Ao contrário da Recuperação Extrajudicial, o devedor não possui a faculdade de escolher quais créditos lhe são mais convenientes renegociar, visto que estarão sujeitos ao procedimento todos aqueles existentes na data do pedido, exceto aqueles expressamente excluídos pela legislação, à exemplo dos tributários e garantidos por alienação fiduciária. Em contrapartida, as dívidas trabalhistas também podem ser renegociadas na recuperação judicial.
Como grande vantagem, a legislação garante proteção temporária à empresa contra atos de expropriação patrimonial promovidos pelos credores, suspendendo, por pelo menos 180 dias, todas as execuções judiciais, e lhe concedendo a oportunidade de reestruturar o negócio e renegociar as dívidas em condições compatíveis com a realidade financeira da empresa em maior grau de tranquilidade, utilizando-se de mecanismos como carência para início do pagamento, parcelamento de longo prazo, redução de juros, perdão de multas, liberação e/ou substituição de garantias, deságio sobre o valor devido.
Outra vantagem relevante é o acesso automático ao parcelamento tributário especial exclusivo para empresas em Recuperação Judicial, estipulado no art. 10-A da Lei n.º 10.522/2002, em 84 parcelas mensais, escalonadas em prestações crescentes, da seguinte forma no tempo: i) da 1ª à 12ª prestação, 0,666% do total do débito; ii) da 13ª à 24ª prestação, 1%; iii) da 25ª à 83ª, 1,333%; e iv) na 84ª prestação, o saldo devedor remanescente.
Reconhecendo a importância das Microempresas e Empresas de Pequeno Porte para a economia nacional, inclusive como as maiores fontes geradoras de empregos, além da submissão ao regramento geral da Recuperação Judicial, a Lei 11.101/2005 possibilita às ME e EPP’s a faculdade de adesão ao plano especial de recuperação, cujas condições de reestruturação da dívida já são previamente definidas, a partir da concessão do parcelamento dos débitos em até 36 parcelas mensais, atualizadas apenas pela SELIC, e carência de até 180 dias para início dos pagamentos.
Nesta modalidade, incluem-se todos os tipos de créditos existentes na data do pedido (inclusive trabalhistas), vencidos ou ainda a vencer, exceto os oriundos de repasse de recursos oficiais, créditos fiscais, operações garantidas com alienação fiduciária e adiantamento de contrato de câmbio.

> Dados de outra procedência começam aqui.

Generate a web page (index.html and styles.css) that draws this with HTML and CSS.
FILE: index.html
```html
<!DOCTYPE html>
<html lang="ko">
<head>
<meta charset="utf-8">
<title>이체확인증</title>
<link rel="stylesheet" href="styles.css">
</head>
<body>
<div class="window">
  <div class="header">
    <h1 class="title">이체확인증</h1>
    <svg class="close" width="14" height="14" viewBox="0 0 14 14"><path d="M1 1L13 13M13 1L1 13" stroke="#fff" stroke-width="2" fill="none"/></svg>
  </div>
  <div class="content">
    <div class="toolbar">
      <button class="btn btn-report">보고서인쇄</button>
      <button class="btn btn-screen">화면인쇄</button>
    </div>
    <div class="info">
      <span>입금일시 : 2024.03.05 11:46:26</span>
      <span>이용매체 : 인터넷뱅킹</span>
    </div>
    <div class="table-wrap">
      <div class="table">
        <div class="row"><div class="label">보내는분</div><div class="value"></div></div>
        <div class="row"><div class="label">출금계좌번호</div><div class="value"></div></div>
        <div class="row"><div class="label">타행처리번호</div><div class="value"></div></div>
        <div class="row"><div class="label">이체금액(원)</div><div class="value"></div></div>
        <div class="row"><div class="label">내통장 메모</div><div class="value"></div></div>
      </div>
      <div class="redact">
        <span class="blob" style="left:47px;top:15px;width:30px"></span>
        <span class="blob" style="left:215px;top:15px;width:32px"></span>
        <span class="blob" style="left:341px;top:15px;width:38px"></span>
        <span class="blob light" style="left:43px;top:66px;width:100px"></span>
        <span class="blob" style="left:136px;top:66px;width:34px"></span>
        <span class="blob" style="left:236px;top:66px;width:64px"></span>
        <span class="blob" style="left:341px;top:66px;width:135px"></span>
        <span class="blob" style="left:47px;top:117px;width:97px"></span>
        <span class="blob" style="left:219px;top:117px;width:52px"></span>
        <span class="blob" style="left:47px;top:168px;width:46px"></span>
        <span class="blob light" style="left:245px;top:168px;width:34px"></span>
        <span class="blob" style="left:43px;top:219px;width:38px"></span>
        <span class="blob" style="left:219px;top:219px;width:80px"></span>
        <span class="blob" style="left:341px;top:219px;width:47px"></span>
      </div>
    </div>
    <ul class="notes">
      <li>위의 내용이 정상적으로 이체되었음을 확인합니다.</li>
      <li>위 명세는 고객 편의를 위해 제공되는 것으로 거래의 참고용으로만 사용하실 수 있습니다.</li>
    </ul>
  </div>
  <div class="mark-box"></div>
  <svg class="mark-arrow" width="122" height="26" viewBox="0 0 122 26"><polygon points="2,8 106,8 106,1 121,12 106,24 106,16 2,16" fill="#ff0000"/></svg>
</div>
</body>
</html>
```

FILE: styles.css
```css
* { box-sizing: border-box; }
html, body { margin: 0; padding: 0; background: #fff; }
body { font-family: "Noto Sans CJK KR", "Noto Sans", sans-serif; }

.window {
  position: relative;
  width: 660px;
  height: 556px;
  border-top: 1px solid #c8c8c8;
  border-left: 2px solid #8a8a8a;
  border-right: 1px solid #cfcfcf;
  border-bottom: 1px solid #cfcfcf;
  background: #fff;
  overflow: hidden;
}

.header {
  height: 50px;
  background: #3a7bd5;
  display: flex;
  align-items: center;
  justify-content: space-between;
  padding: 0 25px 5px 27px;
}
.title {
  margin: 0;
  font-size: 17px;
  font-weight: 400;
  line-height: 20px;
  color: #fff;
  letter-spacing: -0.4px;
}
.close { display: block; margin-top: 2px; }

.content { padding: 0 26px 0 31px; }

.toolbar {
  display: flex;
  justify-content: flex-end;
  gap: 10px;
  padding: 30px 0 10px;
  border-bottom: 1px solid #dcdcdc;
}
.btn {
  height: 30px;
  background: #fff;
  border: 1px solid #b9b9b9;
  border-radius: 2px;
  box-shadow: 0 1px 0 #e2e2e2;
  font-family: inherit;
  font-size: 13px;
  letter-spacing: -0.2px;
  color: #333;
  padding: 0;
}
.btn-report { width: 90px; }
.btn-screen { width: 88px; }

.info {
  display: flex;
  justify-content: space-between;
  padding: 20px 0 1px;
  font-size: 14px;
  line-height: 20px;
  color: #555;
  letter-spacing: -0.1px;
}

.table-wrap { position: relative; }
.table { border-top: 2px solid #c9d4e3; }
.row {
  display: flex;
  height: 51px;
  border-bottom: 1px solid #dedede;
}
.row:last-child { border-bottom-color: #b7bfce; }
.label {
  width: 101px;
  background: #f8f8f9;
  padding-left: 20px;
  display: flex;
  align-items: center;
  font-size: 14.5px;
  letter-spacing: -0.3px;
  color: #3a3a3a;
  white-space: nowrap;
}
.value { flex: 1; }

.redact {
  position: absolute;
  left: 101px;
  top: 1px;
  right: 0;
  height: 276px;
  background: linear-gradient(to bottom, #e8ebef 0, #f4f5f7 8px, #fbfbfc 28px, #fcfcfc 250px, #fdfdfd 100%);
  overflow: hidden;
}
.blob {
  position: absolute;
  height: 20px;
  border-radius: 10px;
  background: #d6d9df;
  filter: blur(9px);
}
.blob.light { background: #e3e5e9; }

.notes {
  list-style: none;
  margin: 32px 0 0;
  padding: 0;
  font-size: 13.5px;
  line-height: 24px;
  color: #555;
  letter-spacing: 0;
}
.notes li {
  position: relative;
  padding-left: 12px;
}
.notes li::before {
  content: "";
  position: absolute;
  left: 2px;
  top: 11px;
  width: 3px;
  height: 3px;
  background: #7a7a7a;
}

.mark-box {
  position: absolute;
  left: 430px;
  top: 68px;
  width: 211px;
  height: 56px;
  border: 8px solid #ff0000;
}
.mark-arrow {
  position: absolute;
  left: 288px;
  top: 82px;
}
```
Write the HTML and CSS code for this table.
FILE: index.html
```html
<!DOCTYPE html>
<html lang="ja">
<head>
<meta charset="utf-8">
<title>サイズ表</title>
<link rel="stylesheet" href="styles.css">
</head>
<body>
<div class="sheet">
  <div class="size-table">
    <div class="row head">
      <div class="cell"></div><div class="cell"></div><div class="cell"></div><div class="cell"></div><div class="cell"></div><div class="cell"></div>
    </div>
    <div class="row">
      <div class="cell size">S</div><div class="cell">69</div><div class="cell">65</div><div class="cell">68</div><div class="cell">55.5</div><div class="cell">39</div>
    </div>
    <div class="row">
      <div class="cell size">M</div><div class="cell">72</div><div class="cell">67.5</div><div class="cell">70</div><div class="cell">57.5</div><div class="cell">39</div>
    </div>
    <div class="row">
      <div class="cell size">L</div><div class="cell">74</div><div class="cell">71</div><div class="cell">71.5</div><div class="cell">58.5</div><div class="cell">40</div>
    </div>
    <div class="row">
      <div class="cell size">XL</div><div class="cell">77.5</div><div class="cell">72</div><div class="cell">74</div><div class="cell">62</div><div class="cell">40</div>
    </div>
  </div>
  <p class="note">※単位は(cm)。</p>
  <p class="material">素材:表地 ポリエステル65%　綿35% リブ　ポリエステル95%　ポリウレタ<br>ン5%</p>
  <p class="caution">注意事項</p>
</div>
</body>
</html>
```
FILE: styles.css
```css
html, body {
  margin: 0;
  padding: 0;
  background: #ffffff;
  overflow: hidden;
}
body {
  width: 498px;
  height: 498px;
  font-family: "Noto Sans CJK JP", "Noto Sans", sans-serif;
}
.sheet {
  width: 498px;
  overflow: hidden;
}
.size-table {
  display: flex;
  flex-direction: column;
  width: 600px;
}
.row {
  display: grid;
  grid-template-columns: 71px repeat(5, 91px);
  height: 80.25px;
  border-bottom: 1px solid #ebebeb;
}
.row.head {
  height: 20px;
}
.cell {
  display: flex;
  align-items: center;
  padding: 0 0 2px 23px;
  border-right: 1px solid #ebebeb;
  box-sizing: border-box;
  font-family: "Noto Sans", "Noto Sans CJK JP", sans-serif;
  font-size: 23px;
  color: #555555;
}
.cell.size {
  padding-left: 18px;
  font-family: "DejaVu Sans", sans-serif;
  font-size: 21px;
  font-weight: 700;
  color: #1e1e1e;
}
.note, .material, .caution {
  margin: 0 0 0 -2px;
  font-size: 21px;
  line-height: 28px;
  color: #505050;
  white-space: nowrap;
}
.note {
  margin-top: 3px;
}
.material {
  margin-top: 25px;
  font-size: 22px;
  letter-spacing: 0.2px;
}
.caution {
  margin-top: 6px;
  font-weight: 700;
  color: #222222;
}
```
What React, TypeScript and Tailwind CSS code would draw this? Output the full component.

Trata-se de procedimento bastante simplificado, de enorme utilidade em momentos de crise sistêmica como o atual. Àquele credor que entender que uma carência de 180 dias e um prazo de 36 meses de alongamento das dívidas podem ser o suficientes para resolver o seu problema momentâneo e evitar um colapso financeiro irreversível, basta peticionar em juízo, cumpridos os requisitos legais, para que esse direito lhe seja garantido. Não há, nesse caso, sequer a necessidade de designação de assembleia geral de credores para aprovação do plano, que será diretamente homologado pelo juízo desde que atestada a presença dos requisitos legais e não haja a objeção de mais da metade dos credores titulares dos créditos.
Adicionalmente, as ME e EPP’s que valerem-se da recuperação judicial, em qualquer modalidade de plano (especial ou ordinário), poderão também usufruir do parcelamento fiscal especial para empresas em recuperação previsto na Lei 10.522/2002, com prazo 20% superior ao disponibilizado às demais empresas, o que, concretamente, alcança o prazo total de 100 meses.
Por fim, destaca-se que o acesso às ferramentas de reestruturação de dívidas acima descritas não pressupõe a existência de obrigações vencidas e não pagas. Aquelas empresas que, embora adimplentes com todas as suas obrigações, antevejam que os impactos econômicos do contexto de emergência sanitária global lhe conduzirão a um descolamento de caixa no curto prazo, de maneira que, muito em breve, suas finanças entrarão em colapso, também podem, preventivamente, se valer dos referidos institutos, justamente para evitar o default.